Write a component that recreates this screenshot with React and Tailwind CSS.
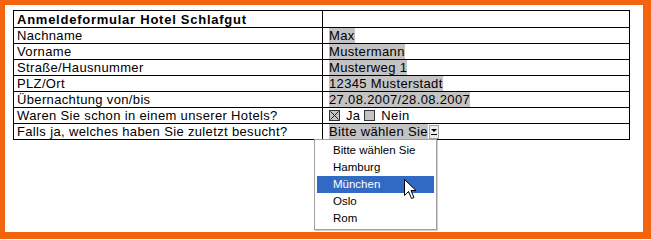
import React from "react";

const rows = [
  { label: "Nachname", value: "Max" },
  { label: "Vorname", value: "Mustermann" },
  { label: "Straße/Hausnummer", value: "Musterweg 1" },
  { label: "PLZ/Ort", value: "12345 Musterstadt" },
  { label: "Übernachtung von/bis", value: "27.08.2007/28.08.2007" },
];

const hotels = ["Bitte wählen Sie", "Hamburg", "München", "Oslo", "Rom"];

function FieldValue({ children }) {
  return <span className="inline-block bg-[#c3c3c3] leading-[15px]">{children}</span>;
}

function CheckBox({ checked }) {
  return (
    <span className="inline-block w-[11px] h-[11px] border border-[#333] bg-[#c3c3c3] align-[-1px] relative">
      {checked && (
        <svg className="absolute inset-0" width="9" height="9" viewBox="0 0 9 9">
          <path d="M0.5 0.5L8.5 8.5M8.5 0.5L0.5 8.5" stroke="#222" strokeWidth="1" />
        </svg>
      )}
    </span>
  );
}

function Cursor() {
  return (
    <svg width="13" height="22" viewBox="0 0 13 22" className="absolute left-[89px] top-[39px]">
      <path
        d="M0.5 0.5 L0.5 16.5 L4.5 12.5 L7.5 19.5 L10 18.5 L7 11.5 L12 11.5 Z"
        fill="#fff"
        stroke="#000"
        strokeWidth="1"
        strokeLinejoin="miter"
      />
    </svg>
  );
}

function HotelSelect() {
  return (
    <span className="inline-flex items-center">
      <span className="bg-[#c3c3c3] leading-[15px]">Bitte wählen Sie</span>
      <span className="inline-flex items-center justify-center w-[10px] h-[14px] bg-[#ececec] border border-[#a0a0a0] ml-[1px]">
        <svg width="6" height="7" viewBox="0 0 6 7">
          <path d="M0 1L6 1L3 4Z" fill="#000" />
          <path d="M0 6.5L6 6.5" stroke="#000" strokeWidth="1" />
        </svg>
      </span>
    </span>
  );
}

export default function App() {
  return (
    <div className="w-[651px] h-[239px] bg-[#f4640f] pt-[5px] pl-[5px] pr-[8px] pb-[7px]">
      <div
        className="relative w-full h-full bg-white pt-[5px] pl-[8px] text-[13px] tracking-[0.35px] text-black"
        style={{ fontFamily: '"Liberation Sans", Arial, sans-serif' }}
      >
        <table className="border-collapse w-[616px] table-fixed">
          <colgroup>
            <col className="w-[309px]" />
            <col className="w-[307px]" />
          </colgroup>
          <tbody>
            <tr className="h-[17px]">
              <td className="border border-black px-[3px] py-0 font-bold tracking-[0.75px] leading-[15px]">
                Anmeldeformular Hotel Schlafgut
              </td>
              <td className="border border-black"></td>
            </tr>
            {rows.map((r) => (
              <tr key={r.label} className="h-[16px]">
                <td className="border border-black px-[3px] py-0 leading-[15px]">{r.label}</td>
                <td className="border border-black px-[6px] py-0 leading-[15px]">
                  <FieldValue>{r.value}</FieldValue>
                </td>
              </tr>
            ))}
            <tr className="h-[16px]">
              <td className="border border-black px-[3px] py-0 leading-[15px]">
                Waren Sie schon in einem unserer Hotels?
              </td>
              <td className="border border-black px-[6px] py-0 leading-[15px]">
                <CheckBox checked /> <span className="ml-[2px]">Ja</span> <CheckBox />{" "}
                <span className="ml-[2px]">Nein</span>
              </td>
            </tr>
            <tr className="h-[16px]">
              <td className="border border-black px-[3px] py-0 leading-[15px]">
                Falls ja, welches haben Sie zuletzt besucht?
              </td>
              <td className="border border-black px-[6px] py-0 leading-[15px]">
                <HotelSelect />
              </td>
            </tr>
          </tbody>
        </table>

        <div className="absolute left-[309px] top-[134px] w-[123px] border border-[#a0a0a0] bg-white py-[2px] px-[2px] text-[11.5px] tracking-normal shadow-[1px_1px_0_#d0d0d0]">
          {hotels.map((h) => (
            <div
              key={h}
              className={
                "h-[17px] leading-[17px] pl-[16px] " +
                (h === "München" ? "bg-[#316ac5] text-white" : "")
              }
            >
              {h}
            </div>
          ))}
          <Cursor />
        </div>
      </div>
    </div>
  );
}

..............................

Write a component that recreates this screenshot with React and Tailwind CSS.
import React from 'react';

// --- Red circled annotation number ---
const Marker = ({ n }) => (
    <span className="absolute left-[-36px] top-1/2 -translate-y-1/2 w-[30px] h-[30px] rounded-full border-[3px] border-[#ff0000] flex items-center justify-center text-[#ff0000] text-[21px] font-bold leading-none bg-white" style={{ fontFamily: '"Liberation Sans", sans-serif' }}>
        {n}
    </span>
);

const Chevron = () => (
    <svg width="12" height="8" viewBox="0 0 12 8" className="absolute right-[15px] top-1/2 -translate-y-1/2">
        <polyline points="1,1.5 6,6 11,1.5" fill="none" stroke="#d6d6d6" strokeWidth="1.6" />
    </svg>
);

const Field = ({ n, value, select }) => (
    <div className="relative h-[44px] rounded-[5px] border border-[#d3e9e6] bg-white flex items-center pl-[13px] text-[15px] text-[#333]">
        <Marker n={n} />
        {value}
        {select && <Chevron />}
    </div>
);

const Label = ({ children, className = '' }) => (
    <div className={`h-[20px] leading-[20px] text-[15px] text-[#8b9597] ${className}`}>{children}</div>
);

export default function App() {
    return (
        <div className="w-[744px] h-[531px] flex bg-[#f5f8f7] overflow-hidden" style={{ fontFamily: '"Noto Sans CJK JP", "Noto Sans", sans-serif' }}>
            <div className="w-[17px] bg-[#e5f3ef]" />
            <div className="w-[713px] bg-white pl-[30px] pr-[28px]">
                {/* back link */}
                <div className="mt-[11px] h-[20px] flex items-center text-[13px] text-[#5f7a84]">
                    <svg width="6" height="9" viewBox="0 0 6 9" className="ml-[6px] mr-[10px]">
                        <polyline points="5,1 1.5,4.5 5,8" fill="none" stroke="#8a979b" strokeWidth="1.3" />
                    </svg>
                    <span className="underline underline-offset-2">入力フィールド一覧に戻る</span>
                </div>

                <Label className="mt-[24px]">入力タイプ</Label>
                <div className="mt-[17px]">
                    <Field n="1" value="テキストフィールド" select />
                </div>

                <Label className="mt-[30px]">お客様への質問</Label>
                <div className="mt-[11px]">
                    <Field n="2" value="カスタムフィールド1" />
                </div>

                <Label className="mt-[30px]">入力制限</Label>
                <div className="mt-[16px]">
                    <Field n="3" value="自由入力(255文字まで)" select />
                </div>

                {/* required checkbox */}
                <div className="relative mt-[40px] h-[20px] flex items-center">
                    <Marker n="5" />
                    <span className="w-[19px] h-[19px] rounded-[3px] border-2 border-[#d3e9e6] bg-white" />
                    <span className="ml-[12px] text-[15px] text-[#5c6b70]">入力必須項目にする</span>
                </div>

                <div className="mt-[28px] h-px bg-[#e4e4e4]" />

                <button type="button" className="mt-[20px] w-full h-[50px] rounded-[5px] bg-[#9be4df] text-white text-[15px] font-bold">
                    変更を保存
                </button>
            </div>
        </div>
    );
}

..............................

» Objective
List every line above containing the word "React".

» Result for this exercise
Write a component that recreates this screenshot with React and Tailwind CSS.
import React from "react";
Write a component that recreates this screenshot with React and Tailwind CSS.
import React from 'react';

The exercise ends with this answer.